Li Chuncheng had his fingers in so many pies that it is hard to determine if there is a project anywhere in Chengdu not tainted with some level of corruption. One by one, his associates have been brought in for questioning, including Jinjiang district police chief Wu Tao and former vice-governor of Sichuan province, Guo Yongxiang. These men have been linked to Zhou Yongkang, former Party secretary of Sichuan and now China’s “security tsar” – this article in Duowei includes a graphic showing how the web of embezzlement reaches to the very top.

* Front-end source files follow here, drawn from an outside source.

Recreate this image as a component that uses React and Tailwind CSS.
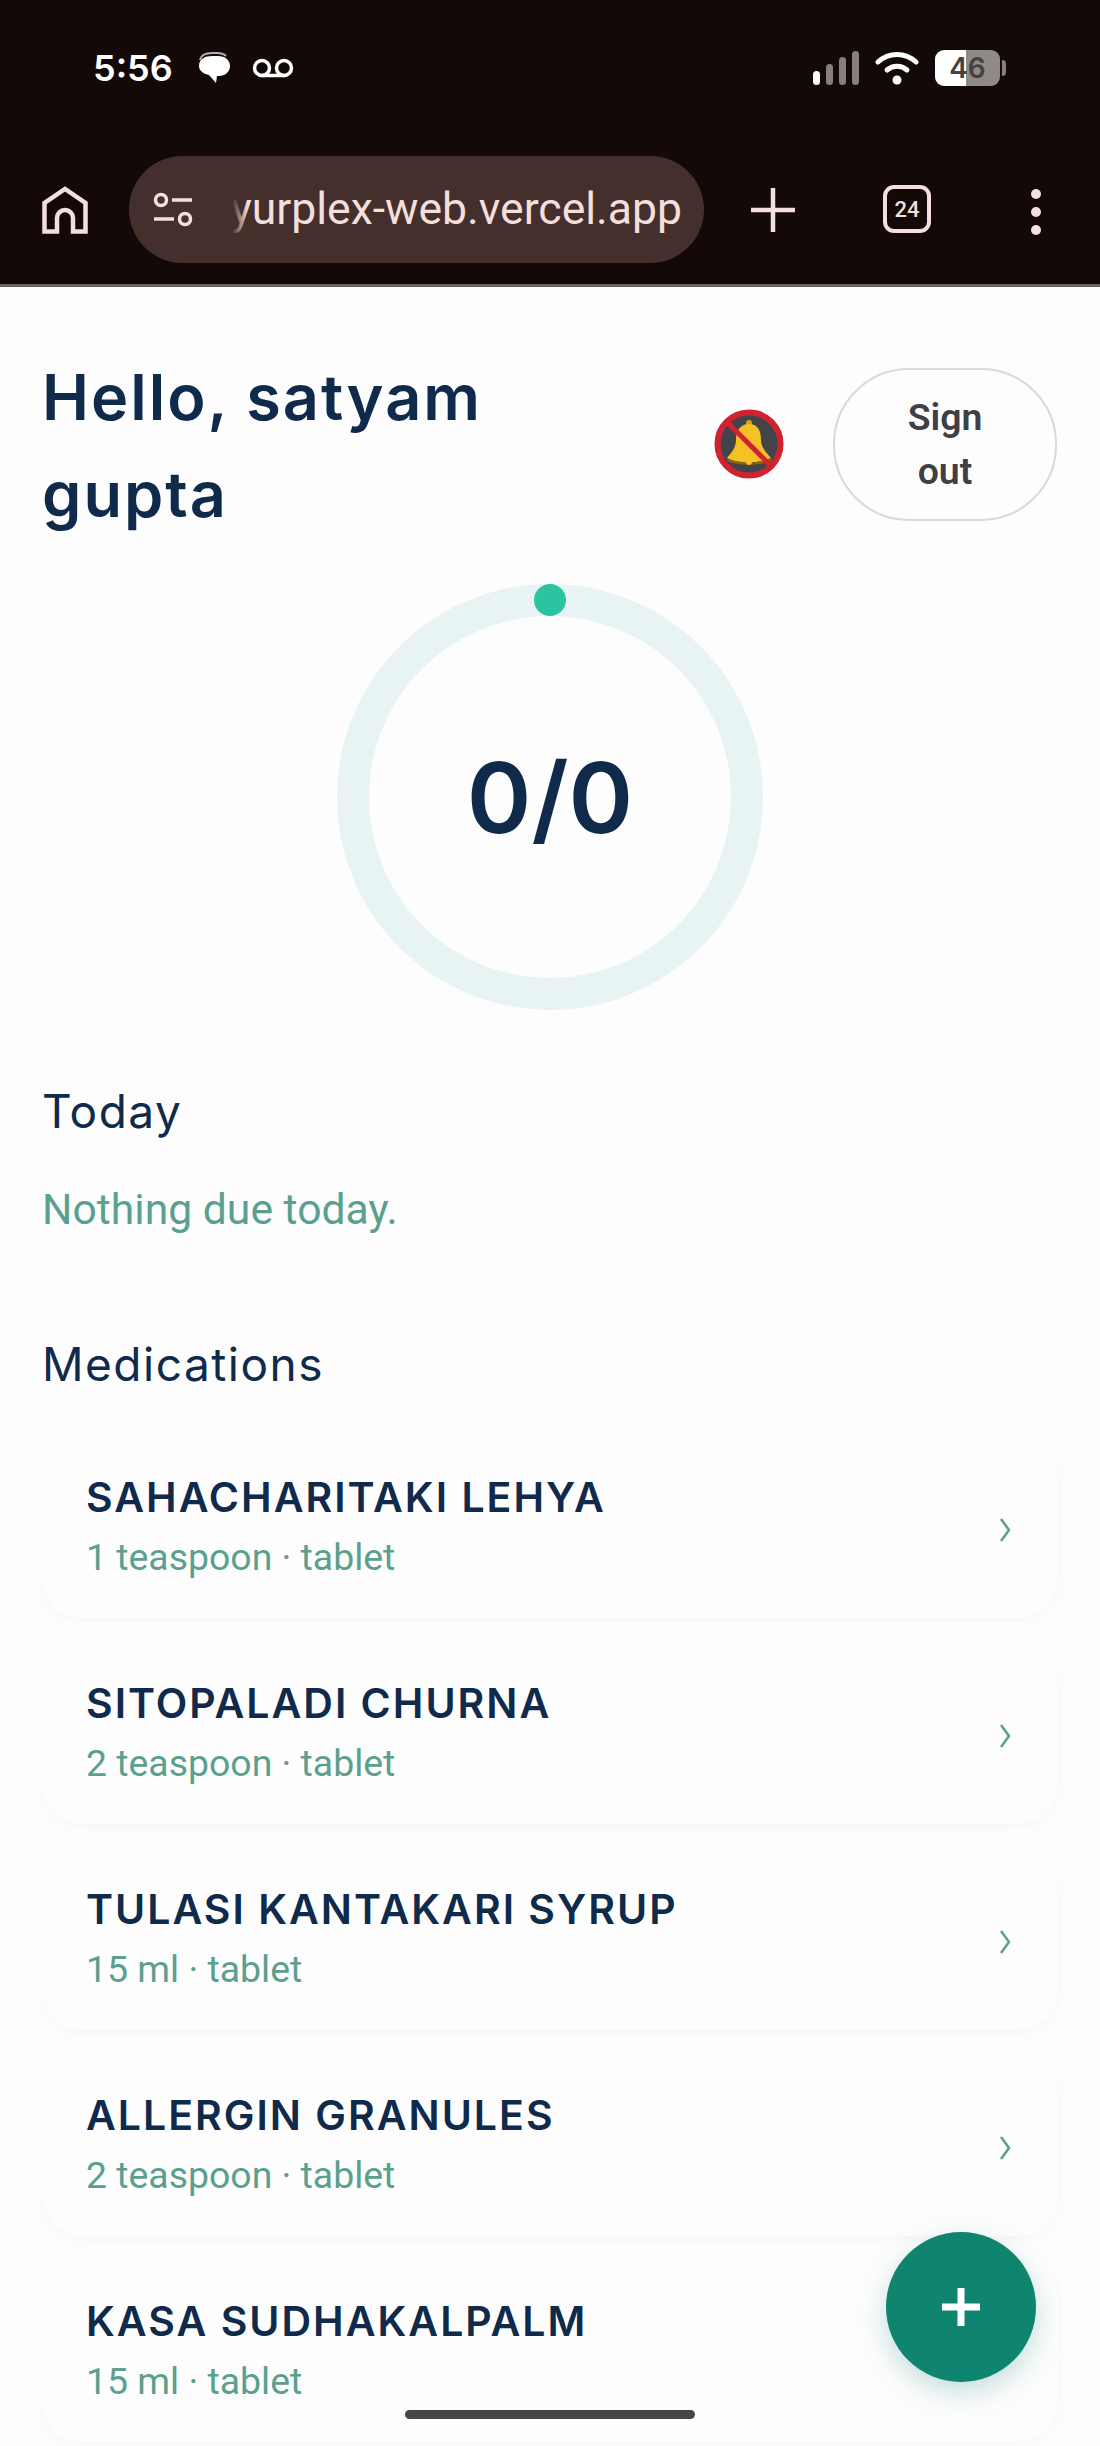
import React from 'react';

const meds = [
  { name: 'SAHACHARITAKI LEHYA', detail: '1 teaspoon · tablet' },
  { name: 'SITOPALADI CHURNA', detail: '2 teaspoon · tablet' },
  { name: 'TULASI KANTAKARI SYRUP', detail: '15 ml · tablet' },
  { name: 'ALLERGIN GRANULES', detail: '2 teaspoon · tablet' },
  { name: 'KASA SUDHAKALPALM', detail: '15 ml · tablet' },
];

function StatusBar() {
  return (
    <div className="flex h-[136px] items-start justify-between pl-[93px] pr-[94px] pt-[50px]">
      <div className="flex items-center">
        <span className="w-[104px] font-['Inter'] text-[36px] leading-[36px] font-semibold text-white">5:56</span>
        <svg width="34" height="32" viewBox="0 0 34 32" className="mr-[21px]">
          <path d="M3 8C4 3 9 1 15 1h5c4 0 7 1 9 3" fill="none" stroke="#b5b0ae" strokeWidth="2" />
          <path d="M2 14C2 7 8 4 15 4h6c7 0 12 4 12 10s-5 10-11 10h-2l-1 7-7-8C7 22 2 19 2 14z" fill="#fff" />
        </svg>
        <svg width="42" height="20" viewBox="0 0 42 20" fill="none" stroke="#fff" strokeWidth="3.5">
          <circle cx="10" cy="10" r="7.5" />
          <circle cx="32" cy="10" r="7.5" />
          <path d="M10 17.5h22" />
        </svg>
      </div>
      <div className="flex items-center">
        <div className="mr-[16px] flex h-[34px] items-end gap-[6px]">
          <div className="h-[14px] w-[7px] rounded-full bg-white" />
          <div className="h-[21px] w-[7px] rounded-full bg-[#857f7d]" />
          <div className="h-[28px] w-[7px] rounded-full bg-[#857f7d]" />
          <div className="h-[34px] w-[7px] rounded-full bg-[#857f7d]" />
        </div>
        <svg width="44" height="34" viewBox="0 0 44 34" fill="none" stroke="#fff" strokeWidth="5" strokeLinecap="round" className="mr-[16px]">
          <path d="M3 11C14 1 30 1 41 11" />
          <path d="M12 19c6-5 14-5 20 0" />
          <circle cx="22" cy="29" r="4.5" fill="#fff" stroke="none" />
        </svg>
        <div className="relative flex h-[36px] w-[65px] items-center justify-center overflow-hidden rounded-[9px] bg-[linear-gradient(90deg,#ffffff_0,#ffffff_31px,#8f8987_31px,#8f8987_100%)]">
          <span className="font-['Inter'] text-[28px] leading-none font-semibold text-[#45413f]">46</span>
        </div>
        <div className="ml-[2px] h-[16px] w-[4px] rounded-r bg-[#857f7d]" />
      </div>
    </div>
  );
}

function Toolbar() {
  return (
    <div className="flex h-[151px] items-start border-b-[3px] border-[#6b6462] pt-[20px]">
      <svg width="46" height="48" viewBox="0 0 46 48" fill="none" stroke="#f3dfdb" strokeWidth="4.5" className="ml-[42px] mr-[41px] mt-[30px]">
        <path d="M2.5 45.5V17L23 3l20.5 14v28.5H31V32a8 8 0 0 0-16 0v13.5z" />
      </svg>
      <div className="relative flex h-[107px] w-[575px] items-center overflow-hidden rounded-full bg-[#442f2d]">
        <svg width="42" height="36" viewBox="0 0 42 36" fill="none" stroke="#f3dfdb" strokeWidth="3.5" className="absolute left-[23px] top-[36px]">
          <circle cx="9" cy="8" r="5.5" />
          <path d="M20 8h20M2 27h20" />
          <circle cx="33" cy="27" r="5.5" />
        </svg>
        <div className="absolute right-[22px] top-0 flex h-full w-[460px] items-center justify-end overflow-hidden">
          <span className="font-['Roboto'] text-[44.5px] whitespace-nowrap text-[#f3dfdb]">ayurplex-web.vercel.app</span>
          <div className="absolute left-0 top-0 h-full w-[26px] bg-gradient-to-r from-[#442f2d] from-40% to-transparent" />
        </div>
      </div>
      <svg width="46" height="46" viewBox="0 0 46 46" stroke="#f3dfdb" strokeWidth="4.5" className="ml-[46px] mt-[31px]">
        <path d="M23 1v44M1 23h44" />
      </svg>
      <div className="ml-[87px] mt-[29px] flex h-[48px] w-[48px] items-center justify-center rounded-[11px] border-[4px] border-[#f3dfdb] font-['Roboto'] text-[22px] font-medium text-[#f3dfdb]">
        24
      </div>
      <div className="ml-[100px] mt-[33px] flex flex-col gap-[8px]">
        <div className="h-[10px] w-[10px] rounded-full bg-[#f3dfdb]" />
        <div className="h-[10px] w-[10px] rounded-full bg-[#f3dfdb]" />
        <div className="h-[10px] w-[10px] rounded-full bg-[#f3dfdb]" />
      </div>
    </div>
  );
}

function BellOff() {
  return (
    <svg width="72" height="72" viewBox="0 0 72 72">
      <circle cx="36" cy="36" r="31.5" fill="#43434a" stroke="#d1232f" strokeWidth="6" />
      <circle cx="36" cy="15" r="3" fill="#d9a114" />
      <path d="M36 16c-9 0-13 7-13 16 0 8-5 13-9 18 11 6 32 6 44 0-4-5-10-10-10-18 0-9-3-16-12-16z" fill="#f5c125" />
      <path d="M14 50c11 6 32 6 44 0l1 3c-13 5-32 5-45 0z" fill="#8a6410" />
      <circle cx="36" cy="54" r="3" fill="#f5c125" />
      <path d="M14 14l44 44" stroke="#d1232f" strokeWidth="5" />
    </svg>
  );
}

function Ring() {
  return (
    <div className="relative mx-auto mt-[41px] flex h-[426px] w-[426px] items-center justify-center rounded-full border-[32px] border-[#e8f3f4]">
      <span className="font-['Inter'] text-[98px] font-semibold text-[#0f2a4a]">0/0</span>
      <div className="absolute left-1/2 top-[-32px] h-[32px] w-[32px] -translate-x-1/2 rounded-full bg-[#2bc4a0]" />
    </div>
  );
}

function MedCard({ name, detail }) {
  return (
    <div className="flex h-[182px] shrink-0 items-center justify-between rounded-[40px] bg-[#fefdfe] pl-[44px] pr-[47px] shadow-[0_4px_10px_rgba(40,40,90,0.03)]">
      <div>
        <div className="font-['Inter'] text-[41px] leading-[48px] font-semibold tracking-[2px] text-[#0f2a4a]">{name}</div>
        <div className="mt-[12px] font-['Roboto'] text-[37.4px] leading-[48px] text-[#5ba08e]">{detail}</div>
      </div>
      <svg width="12" height="24" viewBox="0 0 12 24" fill="none" stroke="#5ba08e" strokeWidth="2.5" className="mt-[5px]">
        <path d="M2 1l8 11-8 11" />
      </svg>
    </div>
  );
}

export default function App() {
  return (
    <div className="relative h-[2446px] w-[1100px] overflow-hidden bg-[#fefdfe]">
      <div className="bg-[#120908]">
        <StatusBar />
        <Toolbar />
      </div>

      <div className="px-[42px]">
        <div className="flex items-center pt-[58px]">
          <h1 className="mt-[4px] w-[642px] font-['Inter'] text-[63px] leading-[97px] font-semibold tracking-[2px] text-[#0f2a4a]">
            Hello, satyam<br />gupta
          </h1>
          <div className="ml-[29px]">
            <BellOff />
          </div>
          <button className="ml-[48px] h-[153px] w-[224px] rounded-[76px] border-2 border-[#d9d8da] font-['Roboto'] text-[37.4px] leading-[54px] font-semibold text-[#3f3f46]">
            Sign<br />out
          </button>
        </div>

        <Ring />

        <h2 className="mt-[71px] font-['Inter'] text-[46px] leading-[60px] tracking-[1.5px] text-[#0f2a4a]">Today</h2>
        <p className="mt-[40px] font-['Roboto'] text-[42.7px] leading-[56px] text-[#5ba08e]">Nothing due today.</p>
        <h2 className="mt-[97px] font-['Inter'] text-[46px] leading-[60px] tracking-[1.5px] text-[#0f2a4a]">Medications</h2>

        <div className="mt-[42px] flex flex-col gap-[24px]">
          {meds.map((m) => (
            <MedCard key={m.name} name={m.name} detail={m.detail} />
          ))}
        </div>
      </div>

      {/* floating add button */}
      <button className="absolute left-[886px] top-[2232px] flex h-[150px] w-[150px] items-center justify-center rounded-full bg-[#0f8570] shadow-[0_10px_28px_rgba(15,133,112,0.25)]">
        <svg width="40" height="40" viewBox="0 0 40 40" stroke="#fff" strokeWidth="7">
          <path d="M20 1v38M1 20h38" />
        </svg>
      </button>

      {/* home indicator */}
      <div className="absolute left-[405px] top-[2410px] h-[9px] w-[290px] rounded-full bg-[#46454a]" />
    </div>
  );
}
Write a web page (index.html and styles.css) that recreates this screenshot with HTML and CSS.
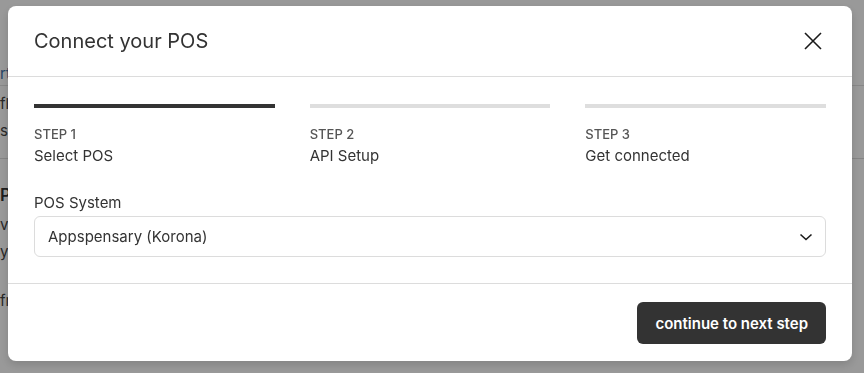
FILE: index.html
```html
<!DOCTYPE html>
<html lang="en">

<head>
  <meta charset="UTF-8" />
  <meta name="viewport" content="width=device-width, initial-scale=1.0" />
  <link rel="stylesheet" href="styles.css">
  <title>Connect your POS</title>
</head>

<body>
  <div class="page">
    <div class="page-head">rt</div>
    <p class="page-text">flow settings for your store</p>
    <p class="page-text">sync inventory</p>
    <hr class="page-rule">
    <h3 class="page-title">POS connection</h3>
    <p class="page-text">view connected systems</p>
    <p class="page-text">y last sync</p>
    <p class="page-text low">from your point of sale</p>
  </div>

  <div class="overlay">
    <div class="modal">
      <div class="modal-header">
        <h2 class="modal-title">Connect your POS</h2>
        <button class="close">
          <svg width="20" height="20" viewBox="0 0 20 20">
            <path d="M2 2L18 18M18 2L2 18" stroke="#1a1a1a" stroke-width="1.6" fill="none" />
          </svg>
        </button>
      </div>

      <div class="modal-body">
        <div class="steps">
          <div class="step active">
            <div class="step-bar"></div>
            <div class="step-num">Step 1</div>
            <div class="step-name">Select POS</div>
          </div>
          <div class="step">
            <div class="step-bar"></div>
            <div class="step-num">Step 2</div>
            <div class="step-name">API Setup</div>
          </div>
          <div class="step">
            <div class="step-bar"></div>
            <div class="step-num">Step 3</div>
            <div class="step-name">Get connected</div>
          </div>
        </div>

        <label class="field-label">POS System</label>
        <div class="select">
          <span>Appspensary (Korona)</span>
          <svg width="14" height="8" viewBox="0 0 14 8">
            <path d="M1.5 1.5L7 6.5L12.5 1.5" stroke="#1a1a1a" stroke-width="1.6" fill="none" />
          </svg>
        </div>
      </div>

      <div class="modal-footer">
        <button class="btn">continue to next step</button>
      </div>
    </div>
  </div>
</body>

</html>
```

FILE: styles.css
```css
*,
*::after,
*::before {
  box-sizing: border-box;
  font-family: Inter, "Liberation Sans", sans-serif;
}

body {
  margin: 0;
  background-color: white;
  color: #333;
}

/* page behind the dialog */
.page {
  padding-top: 64px;
}

.page-head {
  font-size: 15px;
  color: #3d6fa8;
  border-bottom: 1px solid #e2e2e2;
  padding-bottom: 2px;
}

.page-text {
  font-size: 15px;
  margin: 8px 0 6px;
  color: #444;
}

.page-text.low {
  margin-top: 30px;
}

.page-rule {
  border: none;
  border-top: 1px solid #ddd;
  margin: 18px 0 26px;
}

.page-title {
  font-size: 17px;
  margin: 0 0 10px;
  font-weight: 600;
}

/* dialog */
.overlay {
  position: fixed;
  inset: 0;
  background-color: rgba(0, 0, 0, 0.4);
  padding: 6px 12px 0 8px;
}

.modal {
  background-color: white;
  border-radius: 8px;
  box-shadow: 0 4px 10px rgba(0, 0, 0, 0.15);
  width: 844px;
}

.modal-header {
  height: 71px;
  border-bottom: 1px solid #dcdcdc;
  display: flex;
  align-items: center;
  justify-content: space-between;
  padding: 0 26px;
}

.modal-title {
  margin: 0 0 1px;
  font-size: 20px;
  font-weight: 400;
  color: #333;
}

.close {
  border: none;
  background: none;
  padding: 0;
  width: 20px;
  height: 20px;
  margin-right: 3px;
  cursor: pointer;
}

.modal-body {
  padding: 27px 26px 26px;
}

.steps {
  display: grid;
  grid-template-columns: repeat(3, 1fr);
  gap: 35px;
  margin-bottom: 25px;
}

.step-bar {
  height: 4px;
  background-color: #dedede;
  margin-bottom: 17px;
}

.step.active .step-bar {
  background-color: #333;
}

.step-num {
  font-size: 13px;
  line-height: 18px;
  font-weight: 500;
  text-transform: uppercase;
  color: #555;
}

.step-name {
  font-size: 15px;
  line-height: 22px;
  margin-top: 2px;
  color: #333;
}

.field-label {
  display: block;
  font-size: 15px;
  line-height: 22px;
  margin-bottom: 2px;
  color: #333;
}

.select {
  height: 41px;
  border: 1px solid #dcdcdc;
  border-radius: 6px;
  display: flex;
  align-items: center;
  justify-content: space-between;
  padding: 0 12px 0 13px;
  font-size: 15px;
  color: #333;
}

.modal-footer {
  border-top: 1px solid #dcdcdc;
  padding: 18px 26px 17px;
  display: flex;
  justify-content: flex-end;
}

.btn {
  height: 42px;
  padding: 0 18px;
  border: none;
  border-radius: 6px;
  background-color: #333;
  color: white;
  font-size: 15px;
  font-weight: 600;
  cursor: pointer;
}
```
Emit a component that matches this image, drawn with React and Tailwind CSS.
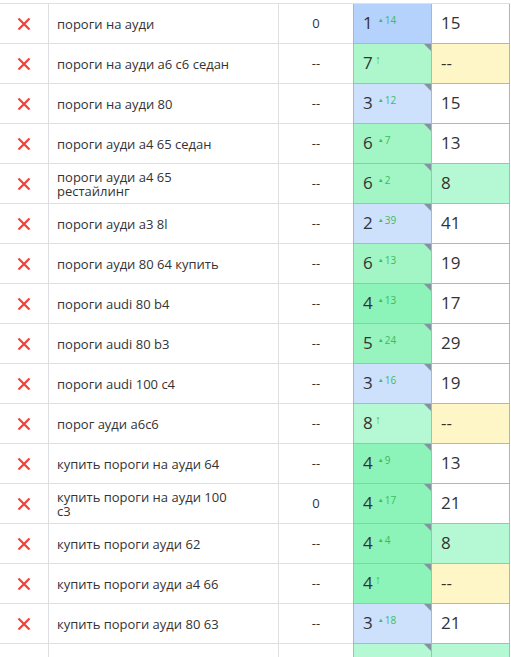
const rows = [
  { kw: "пороги на ауди", val: "0", pos: 1, d: "14", posBg: "bg-[#b4d2fc]", last: "15", lastBg: "bg-white", tri: false },
  { kw: "пороги на ауди а6 с6 седан", val: "--", pos: 7, d: "new", posBg: "bg-[#aef7cd]", last: "--", lastBg: "bg-[#fff6c8]", tri: true },
  { kw: "пороги на ауди 80", val: "--", pos: 3, d: "12", posBg: "bg-[#cde1fc]", last: "15", lastBg: "bg-white", tri: true },
  { kw: "пороги ауди а4 65 седан", val: "--", pos: 6, d: "7", posBg: "bg-[#a2f5c5]", last: "13", lastBg: "bg-white", tri: true },
  { kw: "пороги ауди а4 65 рестайлинг", val: "--", pos: 6, d: "2", posBg: "bg-[#a2f5c5]", last: "8", lastBg: "bg-[#b5f8d4]", tri: true },
  { kw: "пороги ауди а3 8l", val: "--", pos: 2, d: "39", posBg: "bg-[#cde1fc]", last: "41", lastBg: "bg-white", tri: true },
  { kw: "пороги ауди 80 64 купить", val: "--", pos: 6, d: "13", posBg: "bg-[#a2f5c5]", last: "19", lastBg: "bg-white", tri: true },
  { kw: "пороги audi 80 b4", val: "--", pos: 4, d: "13", posBg: "bg-[#8cf3b9]", last: "17", lastBg: "bg-white", tri: true },
  { kw: "пороги audi 80 b3", val: "--", pos: 5, d: "24", posBg: "bg-[#97f4bf]", last: "29", lastBg: "bg-white", tri: true },
  { kw: "пороги audi 100 c4", val: "--", pos: 3, d: "16", posBg: "bg-[#cde1fc]", last: "19", lastBg: "bg-white", tri: true },
  { kw: "порог ауди а6с6", val: "--", pos: 8, d: "new", posBg: "bg-[#b5f8d4]", last: "--", lastBg: "bg-[#fff6c8]", tri: true },
  { kw: "купить пороги на ауди 64", val: "--", pos: 4, d: "9", posBg: "bg-[#8cf3b9]", last: "13", lastBg: "bg-white", tri: true },
  { kw: "купить пороги на ауди 100 с3", val: "0", pos: 4, d: "17", posBg: "bg-[#8cf3b9]", last: "21", lastBg: "bg-white", tri: true },
  { kw: "купить пороги ауди 62", val: "--", pos: 4, d: "4", posBg: "bg-[#8cf3b9]", last: "8", lastBg: "bg-[#b5f8d4]", tri: true },
  { kw: "купить пороги ауди а4 66", val: "--", pos: 4, d: "new", posBg: "bg-[#8cf3b9]", last: "--", lastBg: "bg-[#fff6c8]", tri: true },
  { kw: "купить пороги ауди 80 63", val: "--", pos: 3, d: "18", posBg: "bg-[#cde1fc]", last: "21", lastBg: "bg-white", tri: true },
];

const Cross = () => (
  <svg width="14" height="14" viewBox="0 0 14 14">
    <path d="M1.5 1.5 L12.5 12.5 M12.5 1.5 L1.5 12.5" stroke="#f0413a" strokeWidth="2.2" strokeLinecap="butt" />
  </svg>
);

const Row = ({ r }) => (
  <div className="flex h-[40px]">
    <div className="w-[49px] flex items-center justify-center border-r border-b border-[#dedfe3]">
      {r && <Cross />}
    </div>
    <div className="w-[230px] flex items-center pl-2 border-r border-b border-[#dedfe3]">
      {r && <span className="max-w-[180px] text-[13px] leading-[14px] text-[#333]">{r.kw}</span>}
    </div>
    <div className="w-[74px] flex items-center justify-center border-b border-[#dedfe3] text-[13px] text-[#333]">
      {r && r.val}
    </div>
    <div className={`relative w-[79px] flex items-center pl-[9px] pb-[2px] border-l border-r border-b border-[#a9b7cb] ${r ? r.posBg : "bg-[#b5f8d4]"}`}>
      {(!r || r.tri) && (
        <div className="absolute top-0 right-0 w-0 h-0 border-t-[7px] border-l-[7px] border-t-[#83939f] border-l-transparent" />
      )}
      {r && (
        <>
          <span className="text-[17px] text-[#333] leading-none">{r.pos}</span>
          {r.d === "new" ? (
            <span className="self-start mt-[10px] ml-[2px] text-[12px] leading-none text-[#3dbb5e]">↑</span>
          ) : (
            <span className="self-start mt-[11px] ml-[5px] text-[10px] leading-none text-[#3dbb5e]">
              <span className="text-[6px] align-[2px] mr-[1px]">▲</span>{r.d}
            </span>
          )}
        </>
      )}
    </div>
    <div className={`w-[78px] flex items-center pl-[9px] pb-[2px] border-r border-b border-[#a9b7cb] text-[17px] text-[#333] ${r ? r.lastBg : "bg-[#b5f8d4]"}`}>
      {r && r.last}
    </div>
  </div>
);

export default function App() {
  return (
    <div className="w-[511px] h-[657px] overflow-hidden bg-white" style={{ fontFamily: "'Open Sans', sans-serif" }}>
      <div className="h-[3px] border-b border-[#dedfe3] w-[510px] box-content" />
      {rows.map((r, i) => (
        <Row key={i} r={r} />
      ))}
      <Row r={null} />
    </div>
  );
}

Current Chengdu Party Secretary Huang Xin Chu is not connected to Li or Zhou, but has nonetheless moved forward with major projects connected to previous administrations, opening the Global Center last week and finishing the BRT late last month.
Huang has become a reviled figure on Sina Weibo and in the streets of Chengdu for pushing through dozens of construction projects all at once. The congestion and pollution caused by the construction of several Metro Lines and the BRT earned him the moniker Huang Wawa which means “Digger Huang” – much the way Li Chuncheng became a symbol of demolition and re-building 10 years ago.
He has ruthlessly censored the Internet, stamped out protests to the PX factory last month, and locked down the city during the Forum, but is he corrupt? With the bloated price tag for the BRT – 50 billion yuan according to television reports last month – and a dozen other projects underway, Chengdu residents find it hard to believe Huang and his associates are not making out like bandits.
But so far there are only rumors and no evidence. Perhaps a decade from now a strike hard campaign will find streaks of malfeasance in the concrete of the Metro lines, but by then the city will have already filled up the apartments and malls, or have long since drowned in debt.